God’s Power in Hard Times

Gary Wilkerson

I visited a church in El Salvador where the average income of the members is four dollars a day. I was astonished to learn that the people give two of their earned dollars to charity. When I asked them why they give so much, all of them answered, “Because Jesus told us to give to the poor.” When I pointed out that they were in need, they responded, “Oh, no! We’re blessed, and we want to bless others in return.”

These are not hearts that are unholy or swollen with conceit. Can we say the same of ourselves? As Christians, are we eager to bless others when we have little in our own accounts, or do we shrink back when it comes to blessing as we have been blessed?

Hard times will reveal the condition of our hearts. It is estimated that less than 50 percent of Americans identify themselves as believers of some kind. Many check “none” as their religious affiliation. It is estimated that within a decade, this generation will be even more lost to secularism and godlessness, and intolerance toward Christianity will only increase.

What are we to do with this? The writer of Hebrews answers, “Recall the former days when, after you were enlightened, you endured a hard struggle with sufferings” (Hebrews 10:32, ESV).
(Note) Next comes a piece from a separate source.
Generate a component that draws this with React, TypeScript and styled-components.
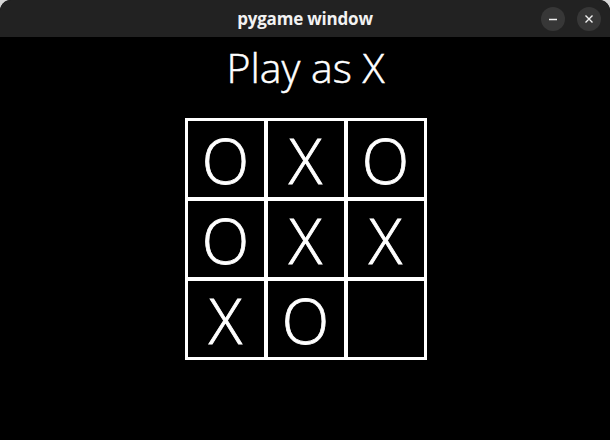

God turned those early Christians’ sufferings into tools for gospel power: “Sometimes being publicly exposed to reproach and affliction…you joyfully accepted the plundering of your property, since you knew that you yourselves had a better possession and an abiding one. Therefore do not throw away your confidence, which has a great reward. For you have need of endurance, so that when you have done the will of God you may receive what is promised. For, ‘Yet a little while, and the coming one will come…but my righteous one shall live by faith, and if he shrinks back, my soul has no pleasure in him.’ But we are not of those who shrink back and are destroyed, but of those who have faith and preserve their souls” (Hebrews 10:33-39).

This is a difficult passage, but there is good news embedded here. God is telling us that in the midst of the growing darkness, he is doing something glorious. He will raise up a last-days church as a testimony to his power in hard times.